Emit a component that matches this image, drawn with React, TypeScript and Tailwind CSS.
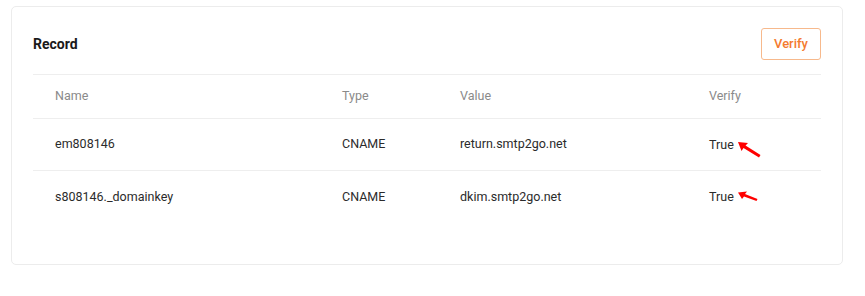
import React from "react";

function Arrow({ variant }: { variant: 1 | 2 }) {
  if (variant === 1) {
    return (
      <svg width="26" height="20" viewBox="0 0 26 20" className="absolute" style={{ left: 28, top: 5 }}>
        <polygon points="1,2 11,3 8.5,5.5 23.5,15 22,17.5 6.5,8 4.5,11" fill="#ff0000" />
      </svg>
    );
  }
  return (
    <svg width="24" height="14" viewBox="0 0 24 14" className="absolute" style={{ left: 28, top: 3 }}>
      <polygon points="1,2.5 10,1.5 8,4 20.5,9 19.5,11 7,6.5 5,9" fill="#ff0000" />
    </svg>
  );
}

const rows = [
  { name: "em808146", type: "CNAME", value: "return.smtp2go.net", verify: "True", arrow: 1 as const },
  { name: "s808146._domainkey", type: "CNAME", value: "dkim.smtp2go.net", verify: "True", arrow: 2 as const },
];

export default function App() {
  return (
    <div className="w-[865px] h-[296px] bg-white pt-[6px] pl-[11px]" style={{ fontFamily: "Roboto, 'Liberation Sans', sans-serif" }}>
      <div className="w-[832px] h-[259px] border border-[#ececec] rounded-[5px] px-[21px] pt-[21px]">
        <div className="flex items-center justify-between h-[32px]">
          <span className="text-[14px] font-bold text-[#1a1a1a]">Record</span>
          <button className="h-[32px] w-[60px] border border-[#f7b98c] rounded-[3px] text-[13px] font-medium text-[#f47b30] bg-white">
            Verify
          </button>
        </div>
        <div className="mt-[14px] border-t border-[#eeeeee]">
          <div className="grid grid-cols-[287px_118px_249px_134px] h-[44px] items-center border-b border-[#eeeeee] text-[12.5px] text-[#8a8a8a]">
            <div className="pl-[22px]">Name</div>
            <div className="pl-[22px]">Type</div>
            <div className="pl-[22px]">Value</div>
            <div className="pl-[22px]">Verify</div>
          </div>
          {rows.map((r, i) => (
            <div
              key={i}
              className={`grid grid-cols-[287px_118px_249px_134px] h-[52px] items-center text-[12.5px] text-[#2b2b2b] ${i === 0 ? "border-b border-[#eeeeee]" : ""}`}
            >
              <div className="pl-[22px]">{r.name}</div>
              <div className="pl-[22px]">{r.type}</div>
              <div className="pl-[22px]">{r.value}</div>
              <div className="pl-[22px]">
                <span className="relative inline-block leading-[19px]">
                  {r.verify}
                  <Arrow variant={r.arrow} />
                </span>
              </div>
            </div>
          ))}
        </div>
      </div>
    </div>
  );
}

════

TASK DESCRIPTION: Copy out every line from the data above that has "React" in it.

OUTPUT FOR THIS EXERCISE:
Emit a component that matches this image, drawn with React, TypeScript and Tailwind CSS.
import React from "react";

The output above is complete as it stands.